The Cumberland River flows nearly 700 miles from eastern Kentucky, down into Tennessee, and then back up to western Kentucky, forming a shape that looks like a big southern smile. Right in the middle sits Nashville. The history of Nashville is tied to the river, and to its floods.
In 1779, Col. John Donelson led thirty families on a voyage of 1,000 miles down the Tennessee River, and up the Ohio and the Cumberland in a boat called The Adventure. During the five-month journey, settlers suffered from smallpox, hunger, Indian attacks, and -- all along the way -- from heavy rains and swift, swelled currents.
In April of 1780 they reached the area that is now Nashville. Donelson immediately planted corn and cotton. In July, heavy rains flooded his entire crop. Throughout these trials Donelson nurtured a 13-year-old daughter named Rachel, who would one day marry Nashville's most famous son, a hayseed lawyer named Andrew Jackson.
"From the mouth of the Cumberland river," wrote Rachel in one of many love letters the pair exchanged, "[your letter] came safe to hand. It was everything to me." She wrote those words in 1813, while Jackson was away fighting in the Creek War. Two years later, Jackson's victory at the Battle of New Orleans would make him a national hero. General Jackson would eventually become President Jackson.
Meanwhile, the river kept bringing changes to Nashville. On March 11, 1819, a sudden swell in the Cumberland enabled the first commercial steamboat to pass over treacherous sand bars and reach the city. The steamer was called the General Jackson.
Jackson may have been the pride of Nashville, but his political legacy is complex. He was a populist, a common man's hero, and the father of the modern Democratic party. But he was also a slave holder who supported the forced removal of Indians from their native lands.
When the Cherokees marched on their long Trail of Tears, they passed through Nashville, crossing over the Cumberland River on an old toll bridge. In 1864, the Union army defeated the Confederates at Fort Donelson on the shores of the river. The Union victory in the Battle of Nashville broke the back of the Southern forces. And it was the last major battle in the western theater. The high points and low points of American history are mirrored in the rise and fall of the river.
On New Year's Day, 1927, the Cumberland River crested at 56.2 feet -- the highest level ever recorded.
Last week, the river crested at 52.5 feet. And the damage is unprecedented. Some reports are surreal. (The Grand Ole Opry is 10 feet under water.) A few are comedic. (Rumor has it that a large aquarium tank burst at a local shopping mall and piranha are swimming through the food court.) But, mostly, the news is tragic. The mayor says we have lost more than $1 billion. Recovery will take years. Our businesses and homes lie ruined. More than 20 of our people are dead. Some are still missing.

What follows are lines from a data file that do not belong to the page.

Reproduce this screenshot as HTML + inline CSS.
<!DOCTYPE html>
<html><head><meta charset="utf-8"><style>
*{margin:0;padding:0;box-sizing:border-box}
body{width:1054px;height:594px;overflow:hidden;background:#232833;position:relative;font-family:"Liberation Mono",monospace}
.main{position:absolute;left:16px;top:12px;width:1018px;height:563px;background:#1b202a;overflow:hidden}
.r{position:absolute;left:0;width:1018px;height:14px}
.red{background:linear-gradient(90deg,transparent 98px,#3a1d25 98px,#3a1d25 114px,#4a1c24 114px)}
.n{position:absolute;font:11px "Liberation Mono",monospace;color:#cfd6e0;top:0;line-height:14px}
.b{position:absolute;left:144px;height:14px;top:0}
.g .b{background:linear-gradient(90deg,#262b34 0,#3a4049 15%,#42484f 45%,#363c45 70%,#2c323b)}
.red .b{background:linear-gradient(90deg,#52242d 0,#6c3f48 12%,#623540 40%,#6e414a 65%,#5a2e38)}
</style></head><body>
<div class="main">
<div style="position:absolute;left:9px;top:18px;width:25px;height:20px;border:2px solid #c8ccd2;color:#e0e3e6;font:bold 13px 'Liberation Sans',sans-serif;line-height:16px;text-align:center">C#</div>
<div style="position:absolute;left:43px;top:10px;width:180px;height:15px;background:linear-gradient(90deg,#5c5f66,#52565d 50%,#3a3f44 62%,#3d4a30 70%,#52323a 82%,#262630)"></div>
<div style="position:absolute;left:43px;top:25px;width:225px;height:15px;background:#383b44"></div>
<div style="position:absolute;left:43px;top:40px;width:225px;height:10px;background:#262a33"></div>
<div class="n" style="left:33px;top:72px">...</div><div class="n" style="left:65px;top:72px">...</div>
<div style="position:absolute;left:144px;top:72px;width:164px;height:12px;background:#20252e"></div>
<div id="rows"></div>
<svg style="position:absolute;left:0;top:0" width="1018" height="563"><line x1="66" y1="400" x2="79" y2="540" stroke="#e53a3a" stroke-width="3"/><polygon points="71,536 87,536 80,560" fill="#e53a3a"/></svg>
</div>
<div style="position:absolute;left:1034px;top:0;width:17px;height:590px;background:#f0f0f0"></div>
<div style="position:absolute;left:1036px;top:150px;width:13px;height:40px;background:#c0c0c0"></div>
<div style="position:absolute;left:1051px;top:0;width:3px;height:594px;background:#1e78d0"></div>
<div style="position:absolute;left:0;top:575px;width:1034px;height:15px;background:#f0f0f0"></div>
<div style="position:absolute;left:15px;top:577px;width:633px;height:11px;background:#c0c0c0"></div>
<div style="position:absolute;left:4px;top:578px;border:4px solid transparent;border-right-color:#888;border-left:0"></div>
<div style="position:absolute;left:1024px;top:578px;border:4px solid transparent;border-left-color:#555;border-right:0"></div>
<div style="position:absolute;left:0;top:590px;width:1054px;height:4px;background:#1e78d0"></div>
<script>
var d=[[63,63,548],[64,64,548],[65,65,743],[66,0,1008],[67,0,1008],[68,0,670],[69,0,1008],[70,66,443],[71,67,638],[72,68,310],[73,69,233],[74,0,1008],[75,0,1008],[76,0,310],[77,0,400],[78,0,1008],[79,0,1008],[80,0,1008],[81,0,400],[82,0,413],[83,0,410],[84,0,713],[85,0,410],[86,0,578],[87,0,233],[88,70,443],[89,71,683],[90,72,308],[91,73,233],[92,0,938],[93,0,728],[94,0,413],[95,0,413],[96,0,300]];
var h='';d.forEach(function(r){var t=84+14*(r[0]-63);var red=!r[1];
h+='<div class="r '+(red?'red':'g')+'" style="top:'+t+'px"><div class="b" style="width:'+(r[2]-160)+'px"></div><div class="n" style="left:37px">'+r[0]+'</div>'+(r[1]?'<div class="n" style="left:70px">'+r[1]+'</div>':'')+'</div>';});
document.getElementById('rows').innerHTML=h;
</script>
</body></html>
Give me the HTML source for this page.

We have spent the past week digging each other out, hauling away wreckage, and holding onto each other. We want the rest of the country to understand the magnitude of what we are going through.
The water has awed us. The river has wrecked us. But this crisis has also created many small, beautiful moments. We are a little more caring now, and a little more aware that we are all in this together. Above all, we are thankful. Our city may be crippled, but we are more proud to live here than ever before. And we still love our river. After all, it has made us who we are.